== DATA BLOCK
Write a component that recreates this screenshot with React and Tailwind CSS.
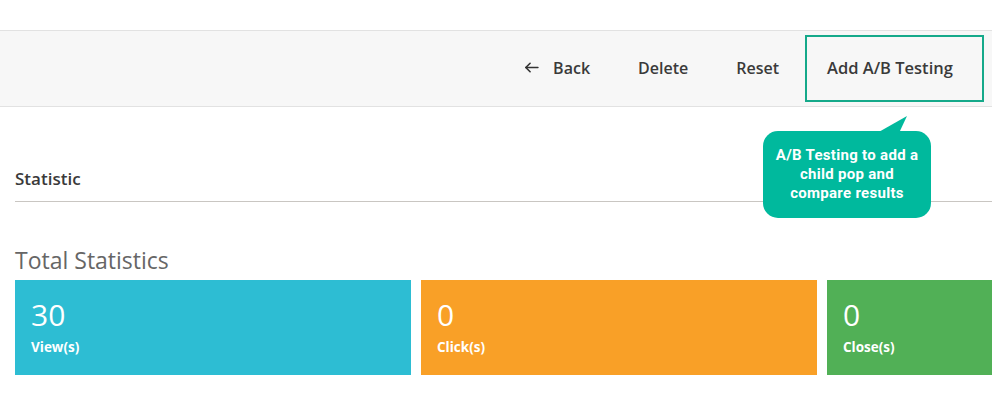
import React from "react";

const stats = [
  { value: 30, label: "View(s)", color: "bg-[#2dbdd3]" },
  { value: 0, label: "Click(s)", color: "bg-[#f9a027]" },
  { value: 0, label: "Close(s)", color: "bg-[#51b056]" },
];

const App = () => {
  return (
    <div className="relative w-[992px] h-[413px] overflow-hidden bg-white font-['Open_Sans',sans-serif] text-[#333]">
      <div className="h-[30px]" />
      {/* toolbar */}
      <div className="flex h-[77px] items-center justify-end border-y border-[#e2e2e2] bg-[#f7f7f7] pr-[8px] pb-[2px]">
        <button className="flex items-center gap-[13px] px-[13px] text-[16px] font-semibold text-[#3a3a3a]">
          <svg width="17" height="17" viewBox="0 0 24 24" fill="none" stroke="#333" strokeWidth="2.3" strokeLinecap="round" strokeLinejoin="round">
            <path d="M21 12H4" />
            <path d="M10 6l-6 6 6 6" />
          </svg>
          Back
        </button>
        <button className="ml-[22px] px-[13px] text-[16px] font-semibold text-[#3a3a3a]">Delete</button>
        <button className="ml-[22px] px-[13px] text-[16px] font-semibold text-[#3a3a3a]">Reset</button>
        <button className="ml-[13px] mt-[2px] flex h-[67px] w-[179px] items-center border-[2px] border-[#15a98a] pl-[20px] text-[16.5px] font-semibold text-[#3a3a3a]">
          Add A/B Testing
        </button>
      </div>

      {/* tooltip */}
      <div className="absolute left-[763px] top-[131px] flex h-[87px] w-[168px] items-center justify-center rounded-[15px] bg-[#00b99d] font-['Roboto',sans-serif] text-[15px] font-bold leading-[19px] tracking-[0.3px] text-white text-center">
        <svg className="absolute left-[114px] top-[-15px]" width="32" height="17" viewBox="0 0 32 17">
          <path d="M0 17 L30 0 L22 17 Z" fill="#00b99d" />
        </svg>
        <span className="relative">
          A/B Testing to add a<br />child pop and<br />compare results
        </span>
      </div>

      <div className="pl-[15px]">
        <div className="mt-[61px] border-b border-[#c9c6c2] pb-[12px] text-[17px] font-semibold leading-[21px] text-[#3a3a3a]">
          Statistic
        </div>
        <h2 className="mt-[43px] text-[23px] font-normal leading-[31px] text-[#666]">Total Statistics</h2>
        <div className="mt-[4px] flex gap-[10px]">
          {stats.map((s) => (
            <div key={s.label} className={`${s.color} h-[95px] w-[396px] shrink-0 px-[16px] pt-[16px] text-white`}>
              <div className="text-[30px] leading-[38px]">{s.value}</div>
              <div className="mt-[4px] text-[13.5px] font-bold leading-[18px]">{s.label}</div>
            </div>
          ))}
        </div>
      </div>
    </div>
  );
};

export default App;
====
• [TASK DIRECTIONS]: Extract all the data above exactly, excluding every picture.

• [COMPLETE OUTPUT]:
Write a component that recreates this screenshot with React and Tailwind CSS.
import React from "react";

const stats = [
  { value: 30, label: "View(s)", color: "bg-[#2dbdd3]" },
  { value: 0, label: "Click(s)", color: "bg-[#f9a027]" },
  { value: 0, label: "Close(s)", color: "bg-[#51b056]" },
];

const App = () => {
  return (
    <div className="relative w-[992px] h-[413px] overflow-hidden bg-white font-['Open_Sans',sans-serif] text-[#333]">
      <div className="h-[30px]" />
      {/* toolbar */}
      <div className="flex h-[77px] items-center justify-end border-y border-[#e2e2e2] bg-[#f7f7f7] pr-[8px] pb-[2px]">
        <button className="flex items-center gap-[13px] px-[13px] text-[16px] font-semibold text-[#3a3a3a]">
          <svg width="17" height="17" viewBox="0 0 24 24" fill="none" stroke="#333" strokeWidth="2.3" strokeLinecap="round" strokeLinejoin="round">
            <path d="M21 12H4" />
            <path d="M10 6l-6 6 6 6" />
          </svg>
          Back
        </button>
        <button className="ml-[22px] px-[13px] text-[16px] font-semibold text-[#3a3a3a]">Delete</button>
        <button className="ml-[22px] px-[13px] text-[16px] font-semibold text-[#3a3a3a]">Reset</button>
        <button className="ml-[13px] mt-[2px] flex h-[67px] w-[179px] items-center border-[2px] border-[#15a98a] pl-[20px] text-[16.5px] font-semibold text-[#3a3a3a]">
          Add A/B Testing
        </button>
      </div>

      {/* tooltip */}
      <div className="absolute left-[763px] top-[131px] flex h-[87px] w-[168px] items-center justify-center rounded-[15px] bg-[#00b99d] font-['Roboto',sans-serif] text-[15px] font-bold leading-[19px] tracking-[0.3px] text-white text-center">
        <svg className="absolute left-[114px] top-[-15px]" width="32" height="17" viewBox="0 0 32 17">
          <path d="M0 17 L30 0 L22 17 Z" fill="#00b99d" />
        </svg>
        <span className="relative">
          A/B Testing to add a<br />child pop and<br />compare results
        </span>
      </div>

      <div className="pl-[15px]">
        <div className="mt-[61px] border-b border-[#c9c6c2] pb-[12px] text-[17px] font-semibold leading-[21px] text-[#3a3a3a]">
          Statistic
        </div>
        <h2 className="mt-[43px] text-[23px] font-normal leading-[31px] text-[#666]">Total Statistics</h2>
        <div className="mt-[4px] flex gap-[10px]">
          {stats.map((s) => (
            <div key={s.label} className={`${s.color} h-[95px] w-[396px] shrink-0 px-[16px] pt-[16px] text-white`}>
              <div className="text-[30px] leading-[38px]">{s.value}</div>
              <div className="mt-[4px] text-[13.5px] font-bold leading-[18px]">{s.label}</div>
            </div>
          ))}
        </div>
      </div>
    </div>
  );
};

export default App;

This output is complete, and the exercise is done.